JESÚS SÁNCHEZ CAMACHO | Profesor CES Don Bosco
Desde la clausura del Vaticano II, Pablo VI venía mostrándose conmovido ante la crisis matrimonial que afectaba a las familias católicas. Aunque había marcado a los jueces canónicos la pauta de la curación, fuentes cercanas al Papa hablaban de una reforma en el procedimiento de nulidad. Igual que Francisco hoy, Pablo VI deseaba simplificarlo más.
En una España que miraba con desdén a las parejas que se planteaban la separación o nulidad, el 2 de febrero de 1966 (nº 510), Vida Nueva examina las causas de un problema que, en menor medida que en el resto de Europa y EE.UU., había aterrizado en España.

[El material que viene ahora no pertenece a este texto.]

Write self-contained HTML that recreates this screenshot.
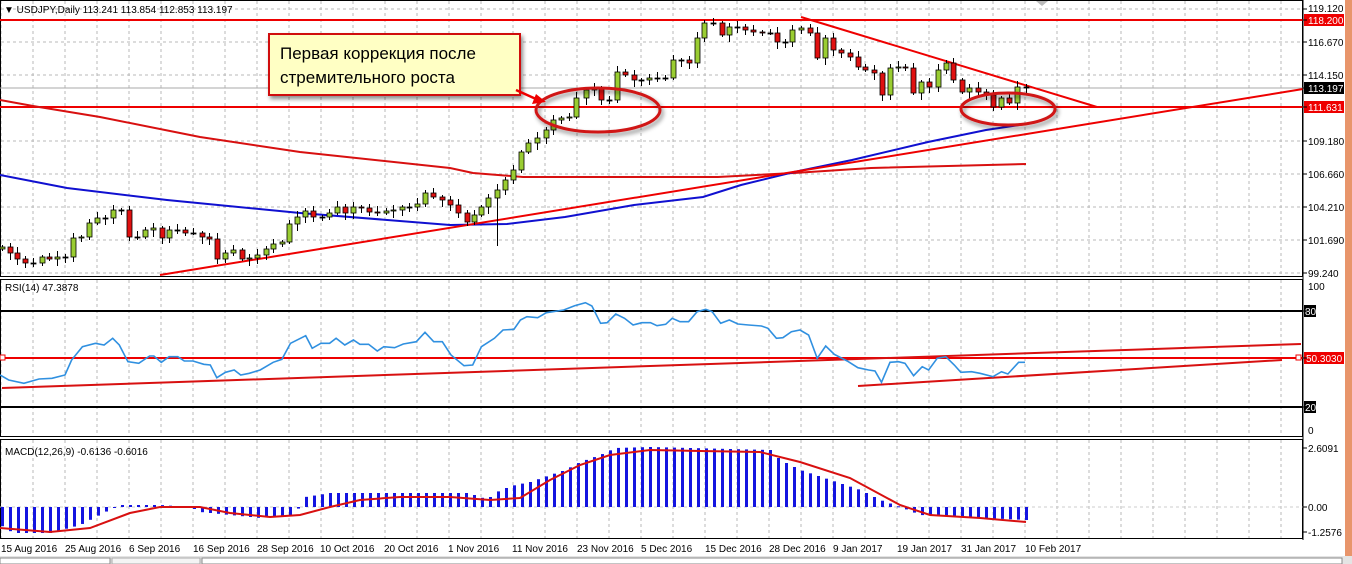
<!DOCTYPE html>
<html><head><meta charset="utf-8">
<style>
html,body{margin:0;padding:0;background:#fff;}
svg{display:block;font-family:"Liberation Sans",Arial,sans-serif;}
.ax{font-size:10px;fill:#000;}
</style></head>
<body>
<svg id="s" width="1352" height="564" viewBox="0 0 1352 564" xmlns="http://www.w3.org/2000/svg">
<defs>
<filter id="sh" x="-20%" y="-20%" width="150%" height="160%"><feDropShadow dx="2" dy="3" stdDeviation="2" flood-color="#000" flood-opacity="0.45"/></filter>
</defs>
<rect x="0" y="0" width="1352" height="564" fill="#fff"/>
<g id="grid" stroke="#b8b8b8" stroke-width="1" stroke-dasharray="3,3"></g>
<g stroke="#000" stroke-width="1" fill="none">
<rect x="0.5" y="0.5" width="1302" height="276"/>
<rect x="0.5" y="279.5" width="1302" height="157"/>
<rect x="0.5" y="439.5" width="1302" height="99"/>
</g>
<line x1="0" y1="88" x2="1303" y2="88" stroke="#aaa" stroke-width="1"/>
<line x1="0" y1="20" x2="1303" y2="20" stroke="#e00" stroke-width="2"/>
<line x1="0" y1="107" x2="1303" y2="107" stroke="#e00" stroke-width="2"/>
<polyline fill="none" stroke="#d81010" stroke-width="2" points="0,100 33,106 100,117 200,137 300,152 450,168 473,173 523,177 718,177 794,173 871,168 1026,164"/>
<polyline fill="none" stroke="#1010d0" stroke-width="2" points="0,175 67,188 167,200 300,213 450,225 507,224 565,217 634,205 703,197 741,185 794,172 852,160 928,142 986,130 1026,124"/>
<line x1="160" y1="275" x2="1303" y2="89" stroke="#e00" stroke-width="2"/>
<line x1="801" y1="17" x2="1097" y2="107" stroke="#e00" stroke-width="2"/>
<g id="candles"></g>
<ellipse cx="598" cy="110" rx="62" ry="22" fill="none" stroke="#d01818" stroke-width="3" filter="url(#sh)"/>
<ellipse cx="1008" cy="109" rx="47" ry="16" fill="none" stroke="#d01818" stroke-width="3" filter="url(#sh)"/>
<rect x="269" y="34" width="251" height="61" fill="#ffffc4" stroke="#d01010" stroke-width="2" filter="url(#sh)"/>
<text x="280" y="59" font-size="17" fill="#000">Первая коррекция после</text>
<text x="280" y="83" font-size="17" fill="#000">стремительного роста</text>
<line x1="516" y1="90" x2="536" y2="99" stroke="#e00" stroke-width="2.5"/>
<polygon points="546,102 532,104 536,94" fill="#e00"/>
<text x="4" y="13" font-size="10" fill="#000">▼ USDJPY,Daily  113.241 113.854 112.853 113.197</text>
<polygon points="1036,1 1048,1 1042,6" fill="#bbb"/>
<line x1="0" y1="311" x2="1303" y2="311" stroke="#000" stroke-width="2"/>
<line x1="0" y1="407" x2="1303" y2="407" stroke="#000" stroke-width="2"/>
<line x1="0" y1="358" x2="1303" y2="358" stroke="#e00" stroke-width="2"/>
<rect x="0" y="355" width="5" height="5" fill="#fff" stroke="#e00"/>
<rect x="1296" y="355" width="5" height="5" fill="#fff" stroke="#e00"/>
<line x1="2" y1="388" x2="1301" y2="344" stroke="#d81010" stroke-width="2"/>
<line x1="858" y1="386" x2="1282" y2="360" stroke="#d81010" stroke-width="2"/>
<polyline id="rsi" fill="none" stroke="#3090e0" stroke-width="1.6"/>
<text x="5" y="291" font-size="10">RSI(14) 47.3878</text>
<line x1="0" y1="507" x2="1303" y2="507" stroke="#ccc" stroke-width="1" stroke-dasharray="3,3"/>
<g id="hist" fill="#1414e0"></g>
<polyline fill="none" stroke="#d81010" stroke-width="2" points="0,528 50,532 90,528 130,513 160,507 200,507 230,513 270,517 300,515 330,507 360,500 400,497 450,497 490,500 520,498 550,480 580,465 610,455 650,450 700,451 760,452 800,462 850,478 900,505 930,515 980,518 1026,522"/>
<text x="5" y="455" font-size="10">MACD(12,26,9) -0.6136 -0.6016</text>
<rect x="1345" y="0" width="7" height="556" fill="#e8956b"/>
<g class="ax">
<text x="1308" y="12">119.120</text>
<rect x="1304" y="14" width="40" height="12" fill="#e00"/><text x="1308" y="24" fill="#fff">118.200</text>
<text x="1308" y="46">116.670</text>
<text x="1308" y="79">114.150</text>
<rect x="1304" y="82" width="40" height="12" fill="#000"/><text x="1308" y="92" fill="#fff">113.197</text>
<rect x="1304" y="101" width="40" height="12" fill="#e00"/><text x="1308" y="111" fill="#fff">111.631</text>
<text x="1308" y="145">109.180</text>
<text x="1308" y="178">106.660</text>
<text x="1308" y="211">104.210</text>
<text x="1308" y="244">101.690</text>
<text x="1308" y="277">99.240</text>
<text x="1308" y="290">100</text>
<rect x="1304" y="305" width="12" height="12" fill="#000"/><text x="1305" y="315" fill="#fff">80</text>
<rect x="1304" y="352" width="40" height="12" fill="#e00"/><text x="1306" y="362" fill="#fff">50.3030</text>
<rect x="1304" y="401" width="12" height="12" fill="#000"/><text x="1305" y="411" fill="#fff">20</text>
<text x="1308" y="434">0</text>
<text x="1308" y="452">2.6091</text>
<text x="1308" y="511">0.00</text>
<text x="1308" y="536">-1.2576</text>
</g>
<line x1="1303" y1="0" x2="1303" y2="540" stroke="#000"/>
<g id="ticks" stroke="#000"></g>
<g class="ax">
<text x="1" y="552">15 Aug 2016</text>
<text x="65" y="552">25 Aug 2016</text>
<text x="129" y="552">6 Sep 2016</text>
<text x="193" y="552">16 Sep 2016</text>
<text x="257" y="552">28 Sep 2016</text>
<text x="320" y="552">10 Oct 2016</text>
<text x="384" y="552">20 Oct 2016</text>
<text x="448" y="552">1 Nov 2016</text>
<text x="512" y="552">11 Nov 2016</text>
<text x="577" y="552">23 Nov 2016</text>
<text x="641" y="552">5 Dec 2016</text>
<text x="705" y="552">15 Dec 2016</text>
<text x="769" y="552">28 Dec 2016</text>
<text x="833" y="552">9 Jan 2017</text>
<text x="897" y="552">19 Jan 2017</text>
<text x="961" y="552">31 Jan 2017</text>
<text x="1025" y="552">10 Feb 2017</text>
</g>
<rect x="0" y="556" width="1352" height="8" fill="#e4e4e4"/>
<rect x="0" y="558" width="110" height="6" fill="#fff" stroke="#888"/>
<rect x="112" y="558" width="88" height="6" fill="#f4f4f4" stroke="#aaa"/>
<rect x="202" y="558" width="1140" height="6" fill="#fff" stroke="#888"/>
</svg>
<script>
(function(){
var NS="http://www.w3.org/2000/svg";
function el(p,n,a){var e=document.createElementNS(NS,n);for(var k in a)e.setAttribute(k,a[k]);p.appendChild(e);return e;}
var g=document.getElementById('grid');
for(var x=1;x<1303;x+=32){el(g,'line',{x1:x,y1:1,x2:x,y2:276});el(g,'line',{x1:x,y1:280,x2:x,y2:436});el(g,'line',{x1:x,y1:440,x2:x,y2:538});}
[9,42,75,141,174,207,240,273].forEach(function(y){el(g,'line',{x1:1,y1:y,x2:1302,y2:y});});
var tk=document.getElementById('ticks');
[9,20,42,75,88,107,141,174,207,240,273,311,358,407,448,507,532].forEach(function(y){el(tk,'line',{x1:1303,y1:y,x2:1307,y2:y});});
var C=[[2,247],[10,253],[17,259],[25,263],[33,263],[42,257],[49,259],[57,257],[65,257],[73,238],[81,237],[89,223],[97,218],[105,218],[113,210],[121,210],[129,237],[137,237],[145,230],[153,228],[162,238],[169,230],[177,230],[185,233],[193,233],[202,237],[209,239],[217,259],[225,253],[233,250],[242,259],[249,258],[257,255],[266,249],[273,244],[282,242],[289,224],[297,217],[305,211],[313,217],[322,217],[329,213],[337,207],[345,213],[353,207],[361,208],[369,212],[377,213],[386,211],[393,210],[402,207],[409,207],[417,204],[425,193],[433,197],[442,200],[450,205],[458,213],[467,222],[474,215],[481,207],[488,198],[497,190],[505,180],[513,170],[521,152],[528,143],[537,138],[546,130],[553,120],[561,118],[569,117],[576,98],[586,90],[594,88],[601,100],[609,100],[617,72],[625,75],[634,80],[641,80],[649,78],[657,78],[665,78],[673,60],[681,60],[689,63],[697,38],[704,23],[713,23],[722,35],[729,27],[737,27],[745,30],[753,32],[762,33],[770,33],[777,42],[785,42],[792,30],[801,28],[810,33],[817,58],[825,38],[833,50],[841,53],[850,57],[858,67],[865,70],[874,73],[882,95],[890,68],[898,67],[905,68],[913,93],[921,82],[929,87],[938,70],[946,63],[953,80],[962,92],[969,88],[978,92],[986,95],[993,107],[1001,98],[1009,103],[1017,87],[1026,87]];
var cg=document.getElementById('candles');
for(var i=0;i<C.length;i++){
 var x=C[i][0],c=C[i][1],o=i?C[i-1][1]:c+2;
 var ty=Math.min(o,c),by=Math.max(o,c);
 var hw=2+((i*7)%5),lw=2+((i*11)%6);
 if(x==497)lw=48;
 el(cg,'line',{x1:x+0.5,y1:ty-hw,x2:x+0.5,y2:by+lw,stroke:'#000','stroke-width':1});
 var h=Math.max(1,by-ty);
 el(cg,'rect',{x:x-2,y:ty,width:5,height:h,fill:(c<o?'#9acd32':(c>o?'#e01010':'#000')),stroke:'#000','stroke-width':0.8});
}
var R4=[[0,300],[20,315],[55,325],[90,312],[120,310],[150,300],[165,255],[190,215],[220,205],[240,210],[260,190],[275,210],[295,260],[320,265],[345,243],[355,243],[372,262],[390,245],[410,245],[425,258],[445,258],[470,268],[485,270],[500,308],[520,292],[540,285],[555,300],[575,295],[600,285],[630,262],[650,253],[670,205],[705,182],[720,220],[740,205],[760,205],[775,190],[795,210],[815,195],[830,208],[850,208],[870,228],[885,215],[910,218],[930,207],[960,200],[980,172],[1000,200],[1020,200],[1040,240],[1070,272],[1090,270],[1110,215],[1140,190],[1160,165],[1185,163],[1200,135],[1215,125],[1240,128],[1260,113],[1275,110],[1300,105],[1325,92],[1350,83],[1365,93],[1385,145],[1400,143],[1420,117],[1440,130],[1460,150],[1480,143],[1500,143],[1515,152],[1535,148],[1550,130]];
var R5=[[0,140],[20,140],[40,110],[60,103],[75,110],[95,145],[115,135],[135,147],[160,150],[190,153],[205,160],[225,190],[240,188],[260,170],[280,165],[300,180],[320,250],[340,213],[360,238],[390,258],[415,278],[440,285],[455,288],[470,322],[490,262],[510,260],[525,265],[545,302],[565,275],[580,285],[600,250],[620,245],[640,270],[655,292],[680,290],[700,295],[730,305],[750,290],[765,297],[790,262],[805,262]];
var pts=[];
R4.forEach(function(p){pts.push((p[0]/2.306).toFixed(1)+','+(275+p[1]/3).toFixed(1));});
R5.forEach(function(p){pts.push((680+p[0]/2.333).toFixed(1)+','+(275+p[1]/3).toFixed(1));});
document.getElementById('rsi').setAttribute('points',pts.join(' '));
var H=[[0,525],[13,533],[50,533],[80,525],[105,512],[116,507],[120,505],[160,505],[190,507],[200,512],[260,518],[290,515],[300,507],[305,497],[330,493],[470,493],[480,498],[490,497],[500,490],[515,485],[530,482],[550,475],[565,470],[580,462],[600,455],[615,448],[650,447],[770,450],[780,460],[800,470],[830,480],[860,490],[880,500],[900,507],[920,515],[1026,520]];
function hv(x){for(var j=1;j<H.length;j++){if(x<=H[j][0]){var a=H[j-1],b=H[j];return a[1]+(b[1]-a[1])*(x-a[0])/(b[0]-a[0]);}}return H[H.length-1][1];}
var hg=document.getElementById('hist');
for(var x2=2;x2<=1026;x2+=8){var y=hv(x2);var t=Math.min(y,507),hh=Math.abs(y-507);if(hh<1)hh=1;el(hg,'rect',{x:x2-1,y:t,width:3,height:hh});}
})();
</script>
</body></html>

En vísperas del Día de los Enamorados, la socialista Anaïs Menguzzato, directora del Instituto Valenciano de las Mujeres e Igualdad de Género, tuiteó: “Mañana es san Valentín. Ese bendito amor romántico bajo el que camuflan el machismo y la violencia de género. No lo celebres, denúncialo”. Es verdad que algunos mensajes publicitarios para este día están anclados en un estereotipo social androcéntrico. Pero asociar esta celebración a la violencia de género es una falacia de proporciones demagógicas.
Porque, precisamente, lo que falta en nuestra sociedad es la celebración de un eterno san Valentín. Un amor incondicional (agápê) no solo cuestionaría el divorcio en los matrimonios, sino que convertiría en innecesario cualquier instituto para la igualdad.